Researchers look to visual psychophysics and machine learning in attempt to read ancient text
In an attempt to facilitate the reading of ancient handwriting, Researchers at the University of Notre Dame are working on an AI grounded in human perception.
It is the hope that the endeavor will help to preserve millions of manuscripts, some of which have never even been read. While some of these texts are already available to the public through digital captures, this is a minority.
The project is set to make handwritten manuscripts readily available with automated transcription.
The text will also be easily searchable for quick reference. “We’re dealing with historical documents written in styles that have long fallen out of fashion, going back many centuries, and in languages like Latin, which are rarely ever used anymore,” highlights Walter Scheirer, an Associate Professor at the Department of Computer Science and Engineering at Notre Dame.
Scheirer says that the new system will utilize machine learning and visual psychophysics, which looks at the connections between the physical world and mental phenomena. One of the areas of research is the time it takes for a reader to recognize a letter or an abbreviation, or ascertain the quality of handwriting.
The research team has looked at readers’ transcriptions of digitized manuscripts in Latin written by scribes in the ninth century. They then measured the times it took to understand the various words and passages to ascertain which were easier and which were more difficult to process.

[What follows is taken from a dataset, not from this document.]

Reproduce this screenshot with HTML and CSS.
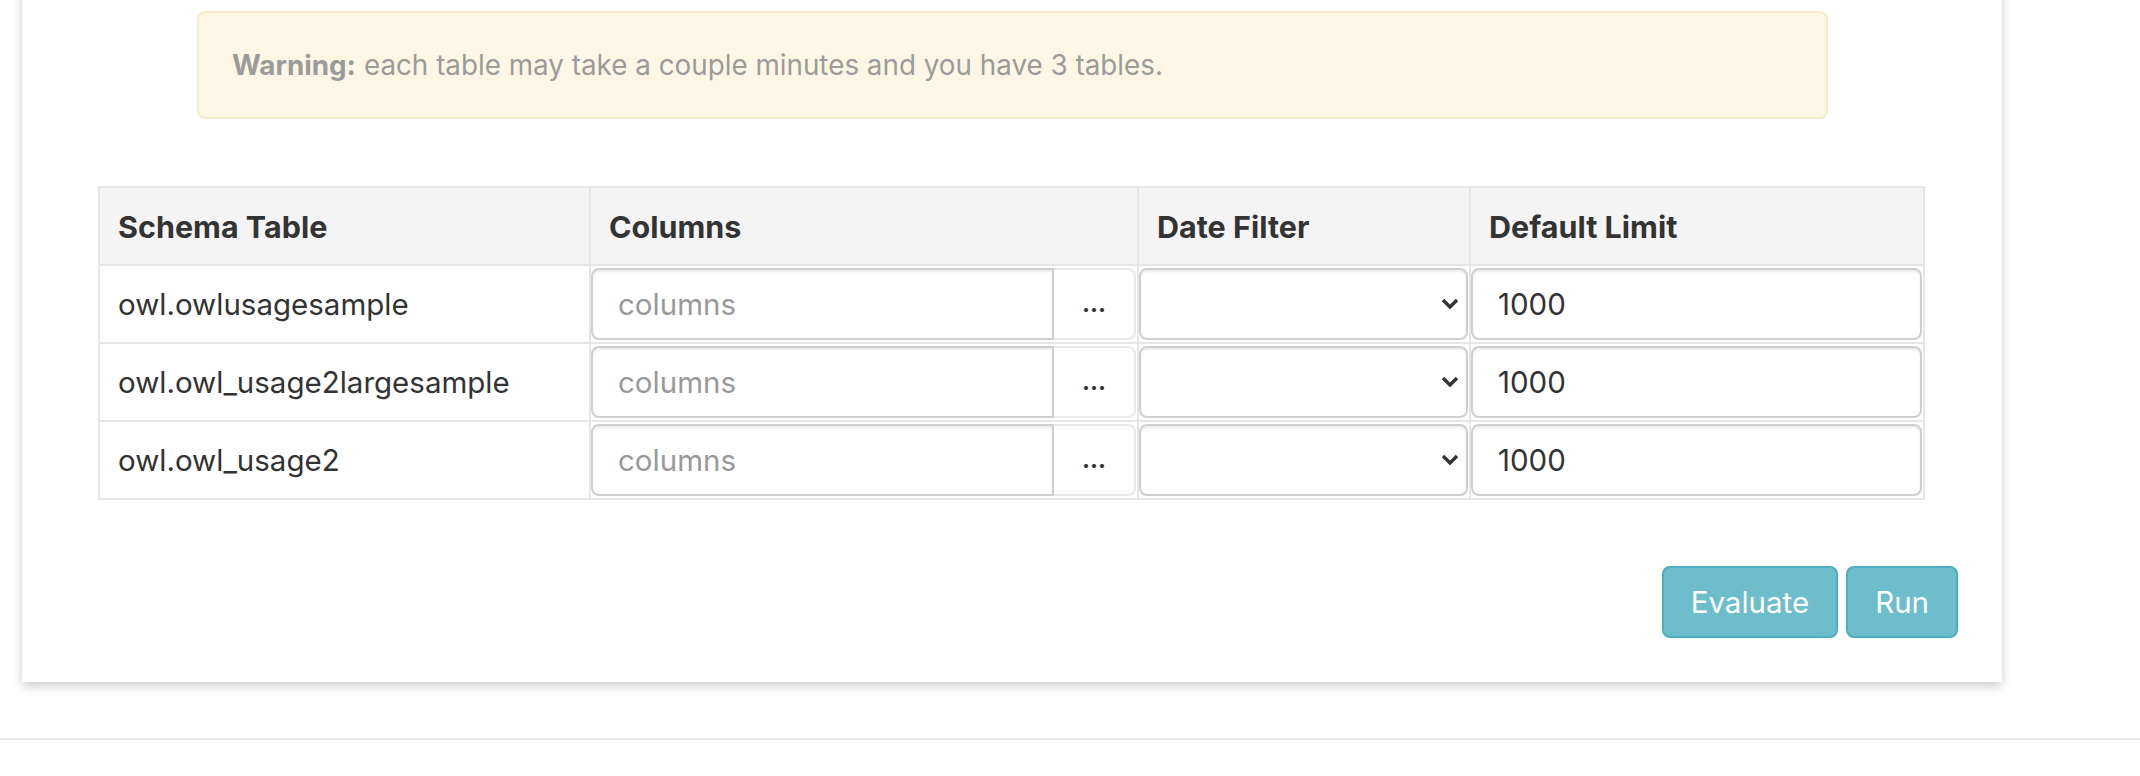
FILE: index.html
```html
<!DOCTYPE html>
<html lang="en">
<head>
<meta charset="utf-8">
<title>Schema tables</title>
<link rel="stylesheet" href="styles.css">
</head>
<body>
<main class="page">
  <section class="card">
    <div class="alert"><strong>Warning:</strong> each table may take a couple minutes and you have 3 tables.</div>
    <table class="grid">
      <colgroup><col class="c1"><col class="c2"><col class="c3"><col class="c4"></colgroup>
      <thead>
        <tr><th>Schema Table</th><th>Columns</th><th>Date Filter</th><th>Default Limit</th></tr>
      </thead>
      <tbody>
        <tr>
          <td class="name">owl.owlusagesample</td>
          <td class="ctl"><div class="group"><input class="field field-cols" placeholder="columns"><button class="dots" type="button">...</button></div></td>
          <td class="ctl"><div class="select"><select class="field field-select"><option></option></select><svg class="chev" viewBox="0 0 18 11" width="18" height="11"><polyline points="2,2 9,9 16,2" fill="none" stroke="#333" stroke-width="3.4"/></svg></div></td>
          <td class="ctl"><input class="field" value="1000"></td>
        </tr>
        <tr>
          <td class="name">owl.owl_usage2largesample</td>
          <td class="ctl"><div class="group"><input class="field field-cols" placeholder="columns"><button class="dots" type="button">...</button></div></td>
          <td class="ctl"><div class="select"><select class="field field-select"><option></option></select><svg class="chev" viewBox="0 0 18 11" width="18" height="11"><polyline points="2,2 9,9 16,2" fill="none" stroke="#333" stroke-width="3.4"/></svg></div></td>
          <td class="ctl"><input class="field" value="1000"></td>
        </tr>
        <tr>
          <td class="name">owl.owl_usage2</td>
          <td class="ctl"><div class="group"><input class="field field-cols" placeholder="columns"><button class="dots" type="button">...</button></div></td>
          <td class="ctl"><div class="select"><select class="field field-select"><option></option></select><svg class="chev" viewBox="0 0 18 11" width="18" height="11"><polyline points="2,2 9,9 16,2" fill="none" stroke="#333" stroke-width="3.4"/></svg></div></td>
          <td class="ctl"><input class="field" value="1000"></td>
        </tr>
      </tbody>
    </table>
    <div class="actions">
      <button class="btn" type="button">Evaluate</button>
      <button class="btn" type="button">Run</button>
    </div>
  </section>
  <footer class="footer"></footer>
</main>
</body>
</html>
```

FILE: styles.css
```css
* { box-sizing: border-box; }

html, body {
  margin: 0;
  padding: 0;
  background: #fff;
  overflow: hidden;
}

body {
  font-family: "Inter", "Liberation Sans", sans-serif;
  font-size: 29.5px;
  color: #333;
}

.page {
  width: 2140px;
  height: 776px;
}

.card {
  width: 1980px;
  margin: -20px 0 0 22px;
  padding: 31px 44px 44px 76px;
  background: #fff;
  box-shadow: 0 4px 10px rgba(0, 0, 0, 0.2);
}

.alert {
  width: 1631px;
  height: 108px;
  margin-left: 99px;
  padding: 0 33px;
  display: flex;
  align-items: center;
  background: #fbf7e4;
  border: 2px solid #f5eacb;
  border-radius: 8px;
  color: #9b9b9b;
  font-size: 27.8px;
}

.alert strong { font-weight: 700; margin-right: 8px; }

.grid {
  margin-top: 67px;
  width: 1825px;
  table-layout: fixed;
  border-collapse: collapse;
}

.c1 { width: 491px; }
.c2 { width: 548px; }
.c3 { width: 332px; }
.c4 { width: 454px; }

.grid th,
.grid td {
  border: 2px solid #e6e6e6;
  vertical-align: middle;
  text-align: left;
}

.grid th {
  background: #f4f4f4;
  font-weight: 700;
  font-size: 30.5px;
  padding: 0 18px;
  height: 78px;
  color: #333;
}

.grid td.name {
  padding: 0 18px;
  height: 78px;
  color: #333;
}

.grid td.ctl {
  padding: 2px 1px 2px 0;
  height: 78px;
}

.field {
  display: block;
  width: 100%;
  height: 72px;
  padding: 0 25px;
  font: inherit;
  color: #333;
  background: #fff;
  border: 2px solid #cfcfcf;
  border-radius: 8px;
  box-shadow: inset 0 2px 2px rgba(0, 0, 0, 0.075);
  outline: none;
}

.field::placeholder { color: #999; }

.group { display: flex; }

.field-cols {
  flex: 1;
  min-width: 0;
  border-radius: 8px 0 0 8px;
}

.dots {
  width: 82px;
  height: 72px;
  flex: none;
  border: 2px solid #e9e9e9;
  border-left: 0;
  border-radius: 0 8px 8px 0;
  background: #fff;
  color: #333;
  font-family: "Inter", "Liberation Sans", sans-serif;
  font-size: 24px;
  font-weight: 700;
  padding: 0;
  line-height: 1;
}

.select { position: relative; }

.field-select {
  appearance: none;
  -webkit-appearance: none;
}

.chev {
  position: absolute;
  right: 9px;
  top: 50%;
  margin-top: -6px;
  pointer-events: none;
}

.actions {
  margin-top: 66px;
  display: flex;
  justify-content: flex-end;
  gap: 8px;
}

.btn {
  height: 72px;
  padding: 0 27px;
  font: inherit;
  color: #fff;
  background: #6dbdcb;
  border: 2px solid #4eaec2;
  border-radius: 8px;
}

.footer {
  margin-top: 56px;
  border-top: 2px solid #e8e8e8;
}
```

“It’s a strategy not typically used in machine learning. We’re labeling the data through these psychophysical measurements, which come directly from psychological studies of perception by taking behavioral measurements.
We then inform the network of common difficulties in the perception of these characters and can make corrections based on those measurements,” Scheirer says.
While the project looks very promising, Scheirer team is still working on various improvements to the system. The main issue is the accuracy of the transcriptions. This can be particularly problematic when it comes to documents that have been damaged in some way or are incomplete. The network is also not yet ready to handle illustrations.
Connon Wood, the historian from the education portal EDUCALINKAPP, commented that the network could be particularly beneficial to scholars in the humanities. “Those wishing to have a deeper understanding of specific historical events and ancient cultures need to look to written material,” he says.
“So it’s imperative that these manuscripts are preserved, particularly when it comes to languages and cultures that are disappearing,” he continues.
“There are countless texts such texts. One that comes to mind is the Acts of the Town Council of Santiago de los Caballeros (Antigua), Guatemala, which dates back to the 16th century and documents the beginning of self-government in Guatemala.